I do agree Brice, completely.

Chap
02-01-2009, 07:36 PM
maybe someone should make a Doors thread? It's kind of off topic here, wouldn't you think? :P

Brice
02-01-2009, 07:51 PM
A Doors thread wouldn't be a bad idea. Go ahead if you like. I do think that in any music discussion there is gonna' be some overlap though.

jayson
02-01-2009, 07:58 PM
I do think that in any music discussion there is gonna' be some overlap though.

I concur with that. No band exists in a vacuum. Still, a thread on the Doors would be fine too. If flaggwalkstheline wants to give some examples on where he hears some of the things he hears in their music, that might be the place to do so, but I can't imagine that that conversation won't very rapidly expand to involve discussion of dozens of other bands. It's pretty difficult with music not to compare and contrast.

Brice
02-01-2009, 08:01 PM
No band is an island. :cyclops:

jayson
02-01-2009, 08:06 PM
Though I've met a lot of fans of many many bands who seem to think so. I always get a kick out of people who have no clue about the influences on their favorite bands and artists. It's always fun when you have to tell them a song is a cover and then even more when you tell them who originally did the song and they look at you with utter confusion as you mention a band they've never heard of.

Brice
02-01-2009, 08:09 PM
Yes, ignorant fans are amusing...especially when their really diehard and sincere about it.

jayson
02-01-2009, 08:16 PM
Oh yes, the ignorant diehards are the greatest thing ever. :evil:

Brice
02-01-2009, 08:18 PM
Of course I love antagonizing the belligerent drunks too. :lol:

jayson
02-01-2009, 08:25 PM
Another hobby of mine. :)

Seymour_Glass
02-02-2009, 04:30 PM
Belligerent drunks are more fun than ignorant fans, in my opinion. They don't piss me off as much.

jayson
02-02-2009, 04:38 PM
It depends highly on the venue and the performance. This past summer at Radiohead the drunken frat boy who wanted to fight me pissed me off to no end. How dare I suggest he not smoke cigarettes next to my pregnant wife at a no-smoking venue. All I did was tell him to put it out. I could have called security and had him kicked out but I didn't want to deny him seeing the show, just wanted him to not smoke two feet away from a pregnant woman who had as much right to see the show as he did (more really since he was a poser frat boy and my wife has been a fan of the band since 1993).

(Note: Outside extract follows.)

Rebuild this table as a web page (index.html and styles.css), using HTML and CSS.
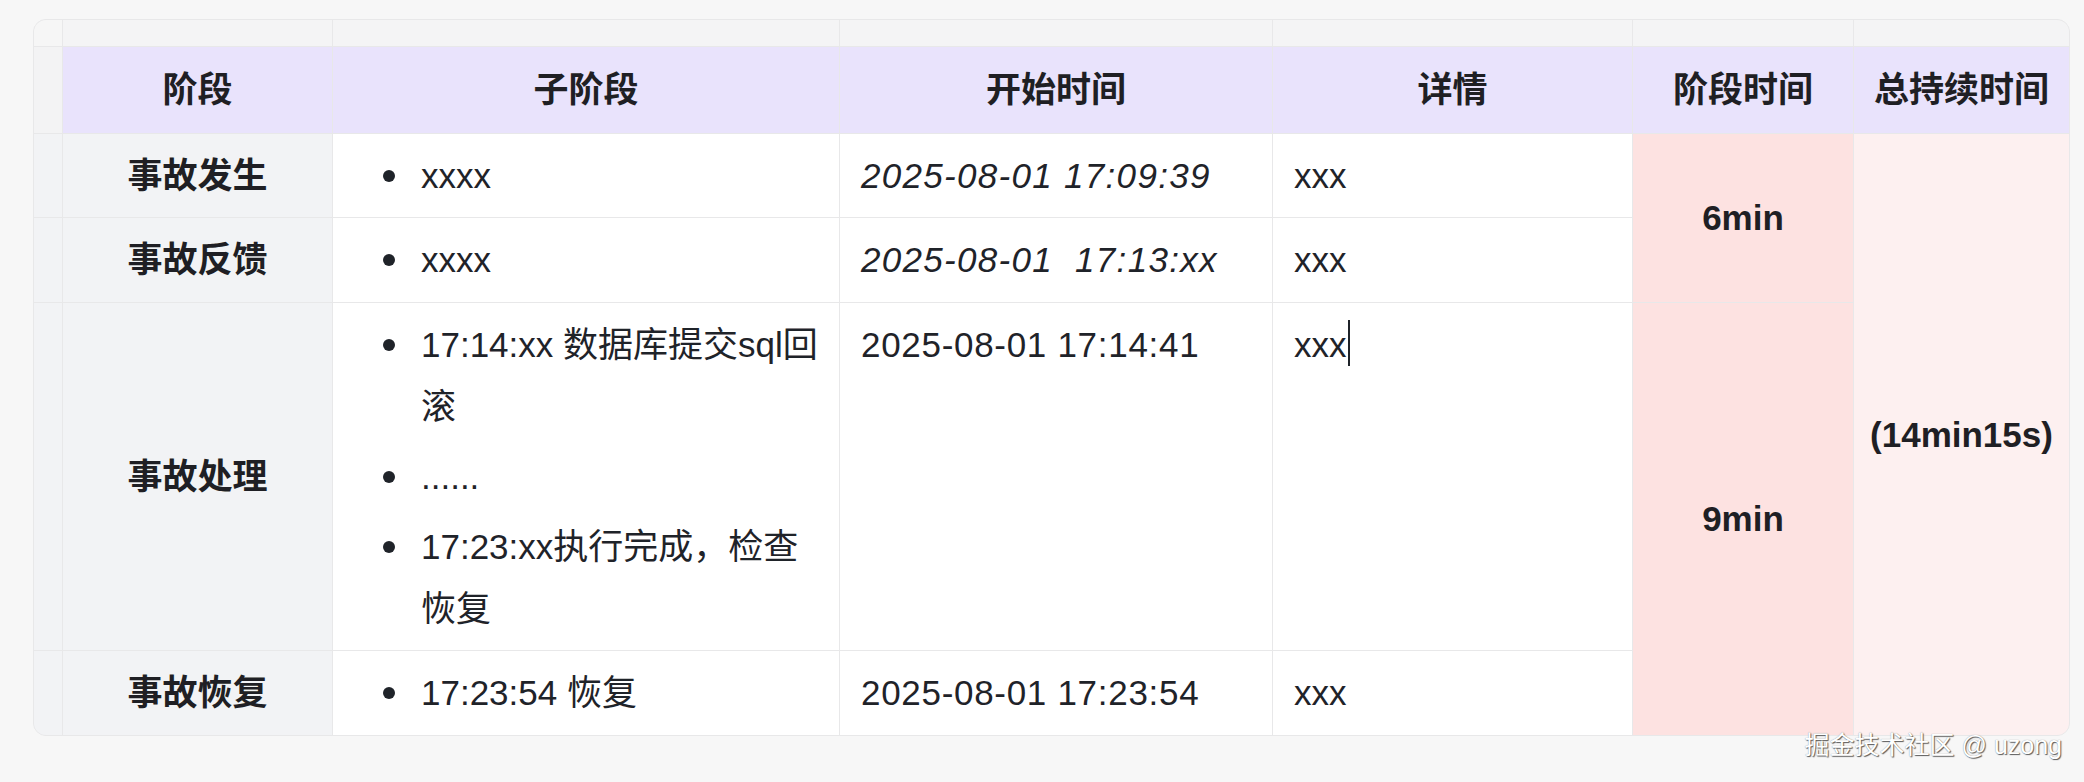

There were also the drunken morons when I went to see the Flecktones who were being loud and obnoxious during Victor Wooten's extended bass solo. Who goes to see one of the best bass players on the planet and then talks loudly during his soloing? Not these guys after I told them to shut the hell up. Not all concerts are for yelling and going "whoooooo!" Some are for listening. :)

Seymour_Glass
06-09-2009, 07:42 PM
I netflixed Joe Strummer: The Future is Unwritten and loved it. All of the celebs interviewed were really cool. Especially Scorsese and Flea, who I had always thought of as a crazy mute.

And, afterwards I finally listened to some Mescaleros stuff. I'd been subconsciously avoiding it before, but I'm glad I broke that. They're not the Clash, but they're definitely enjoyable.

Seymour_Glass
08-13-2009, 09:15 PM
My friend and I are writing a Clash musical. like Across the Universe, only punker. Cuz, you know, it's the Clash.